### SUPPLIED DATA

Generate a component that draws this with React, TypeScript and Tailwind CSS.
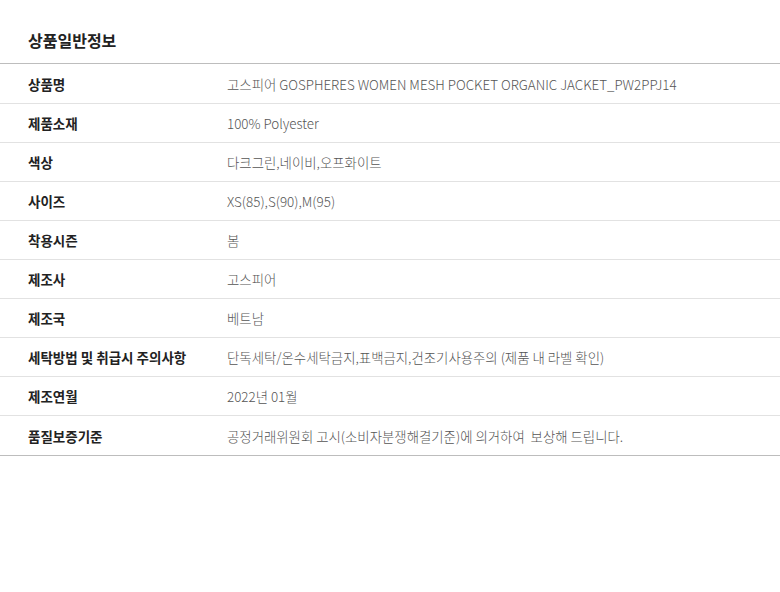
import React from 'react';

interface InfoRow {
  label: string;
  value: string;
}

const rows: InfoRow[] = [
  { label: '상품명', value: '고스피어 GOSPHERES WOMEN MESH POCKET ORGANIC JACKET_PW2PPJ14' },
  { label: '제품소재', value: '100% Polyester' },
  { label: '색상', value: '다크그린,네이비,오프화이트' },
  { label: '사이즈', value: 'XS(85),S(90),M(95)' },
  { label: '착용시즌', value: '봄' },
  { label: '제조사', value: '고스피어' },
  { label: '제조국', value: '베트남' },
  { label: '세탁방법 및 취급시 주의사항', value: '단독세탁/온수세탁금지,표백금지,건조기사용주의 (제품 내 라벨 확인)' },
  { label: '제조연월', value: '2022년 01월' },
  { label: '품질보증기준', value: '공정거래위원회 고시(소비자분쟁해결기준)에 의거하여  보상해 드립니다.' },
];

const App = () => {
  return (
    <div className="w-[780px] h-[592px] bg-white font-['Noto_Sans_CJK_KR','Noto_Sans',sans-serif]">
      <div className="pt-[30px]">
        <h2 className="px-7 pb-[12px] text-[16px] leading-[21px] font-bold text-[#222]">상품일반정보</h2>
        <div className="border-t border-b border-[#bdbdbd]">
          {rows.map((row, i) => (
            <div
              key={row.label}
              className={`flex items-center pt-px ${i === rows.length - 1 ? 'h-[40px]' : 'h-[39px]'} ${i > 0 ? 'border-t border-[#e2e2e2]' : ''}`}
            >
              <div className="w-[227px] shrink-0 pl-7 text-[13.5px] font-bold text-[#222] whitespace-nowrap">{row.label}</div>
              <div className="text-[13.4px] font-light text-[#555] whitespace-pre">{row.value}</div>
            </div>
          ))}
        </div>
      </div>
    </div>
  );
};

export default App;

### THE PROBLEM
Copy the listing exactly. Any image in it stays out of the copy.

### FINAL RESULT
Generate a component that draws this with React, TypeScript and Tailwind CSS.
import React from 'react';

interface InfoRow {
  label: string;
  value: string;
}

const rows: InfoRow[] = [
  { label: '상품명', value: '고스피어 GOSPHERES WOMEN MESH POCKET ORGANIC JACKET_PW2PPJ14' },
  { label: '제품소재', value: '100% Polyester' },
  { label: '색상', value: '다크그린,네이비,오프화이트' },
  { label: '사이즈', value: 'XS(85),S(90),M(95)' },
  { label: '착용시즌', value: '봄' },
  { label: '제조사', value: '고스피어' },
  { label: '제조국', value: '베트남' },
  { label: '세탁방법 및 취급시 주의사항', value: '단독세탁/온수세탁금지,표백금지,건조기사용주의 (제품 내 라벨 확인)' },
  { label: '제조연월', value: '2022년 01월' },
  { label: '품질보증기준', value: '공정거래위원회 고시(소비자분쟁해결기준)에 의거하여  보상해 드립니다.' },
];

const App = () => {
  return (
    <div className="w-[780px] h-[592px] bg-white font-['Noto_Sans_CJK_KR','Noto_Sans',sans-serif]">
      <div className="pt-[30px]">
        <h2 className="px-7 pb-[12px] text-[16px] leading-[21px] font-bold text-[#222]">상품일반정보</h2>
        <div className="border-t border-b border-[#bdbdbd]">
          {rows.map((row, i) => (
            <div
              key={row.label}
              className={`flex items-center pt-px ${i === rows.length - 1 ? 'h-[40px]' : 'h-[39px]'} ${i > 0 ? 'border-t border-[#e2e2e2]' : ''}`}
            >
              <div className="w-[227px] shrink-0 pl-7 text-[13.5px] font-bold text-[#222] whitespace-nowrap">{row.label}</div>
              <div className="text-[13.4px] font-light text-[#555] whitespace-pre">{row.value}</div>
            </div>
          ))}
        </div>
      </div>
    </div>
  );
};

export default App;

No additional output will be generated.